用于命名实体识别的 Spacy 交叉验证答案

【问题标题】：Cross Validation with Spacy for Named Entity Recognition用于命名实体识别的 Spacy 交叉验证
【发布时间】：2019-12-09 20:05:33
【问题描述】：

我正在尝试在 500 亿个样本上训练一个自定义 NER 模型。我正在使用 minibatch 进行 20 次迭代进行建模。我想了解我是否应该使用交叉验证来获得更准确的样本精度。如果是，那么交叉验证步骤应该在哪里进行？
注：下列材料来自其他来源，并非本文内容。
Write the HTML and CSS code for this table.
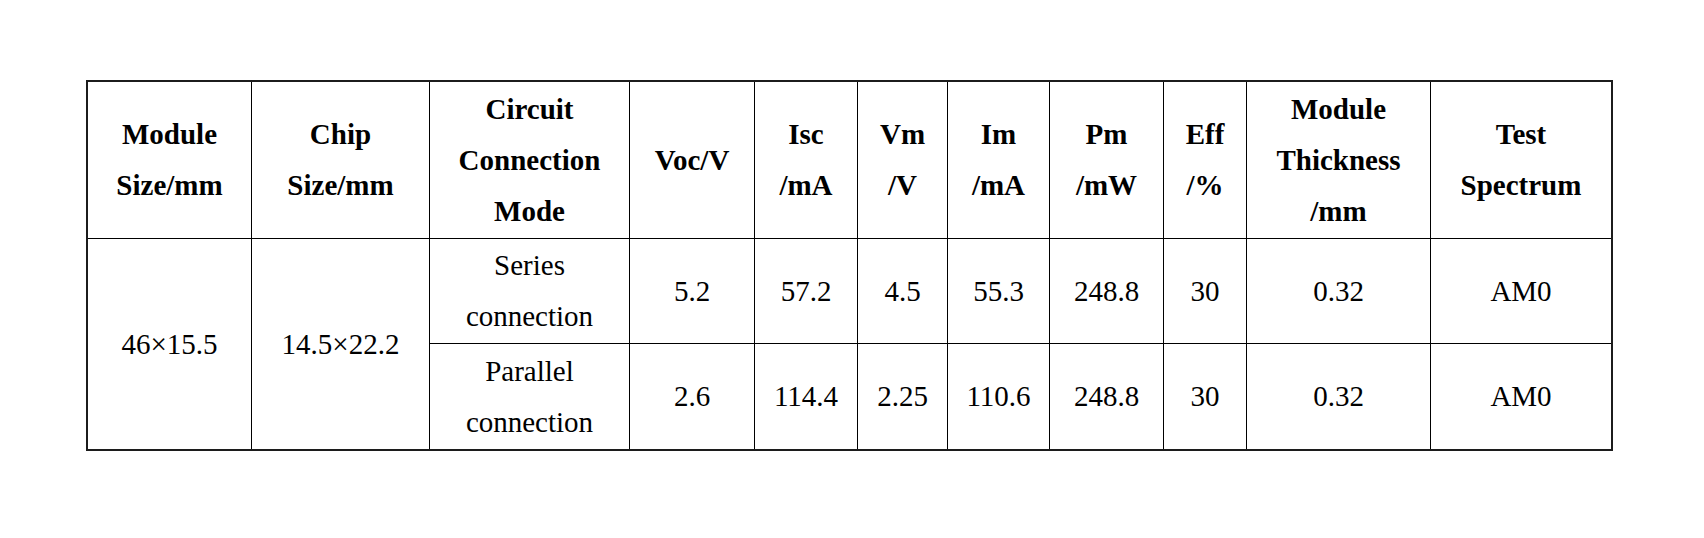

如果不是，那么我如何拆分/分布我的训练和测试数据，因为我使用注释和 6 个自定义实体，并且很难跟踪每个训练和测试数据中带注释标签的百分比，并均匀分布它.

这是我用于训练的代码 -

def train_spacy(data, iterations):
    TRAIN_DATA = data

    # create blank Language class
    nlp = spacy.blank('en')  

    # create the built-in pipeline components and add them to the pipeline
    # nlp.create_pipe works for built-ins that are registered with spaCy
    if 'ner' not in nlp.pipe_names:
        ner = nlp.create_pipe('ner')
        nlp.add_pipe(ner, last=True)

    # Add LABELS
    for _, annotations in TRAIN_DATA:
         for ent in annotations.get('entities'):
            ner.add_label(ent[2])

    # Get names of other pipes to disable them during training
    other_pipes = [pipe for pipe in nlp.pipe_names if pipe != 'ner']

    # only train NER
    with nlp.disable_pipes(*other_pipes):  
        optimizer = nlp.begin_training()
        for itn in range(iterations):
            print("Starting iteration " + str(itn))

            for batch in batches:
                texts, annotations = zip(*batch)
                nlp.update(texts, annotations, sgd=optimizer, 
                           drop=0.20,losses=losses)
            print('Losses', losses)

    return nlp


if __name__ == "__main__":

    # Train formatted data
    model = train_spacy(data, 10)

我认为交叉验证步骤应该在 for 循环内的某个地方进行迭代，但我不确定。有人可以说明如何使用 Spacy NER 进行交叉验证，还是根本不需要它？

【问题讨论】：

标签： python-3.x machine-learning nlp spacy

【解决方案1】：

理想情况下，您会将一部分训练数据集拆分为“开发集”，并使用该集中的所有实体来调整您的超参数。

如果您随机选择比例（确保不偏向日期或名称），您会期望实体的分布也大致相同。最好不要过度设计这个分割，而是取一个真正的随机样本。

【讨论】：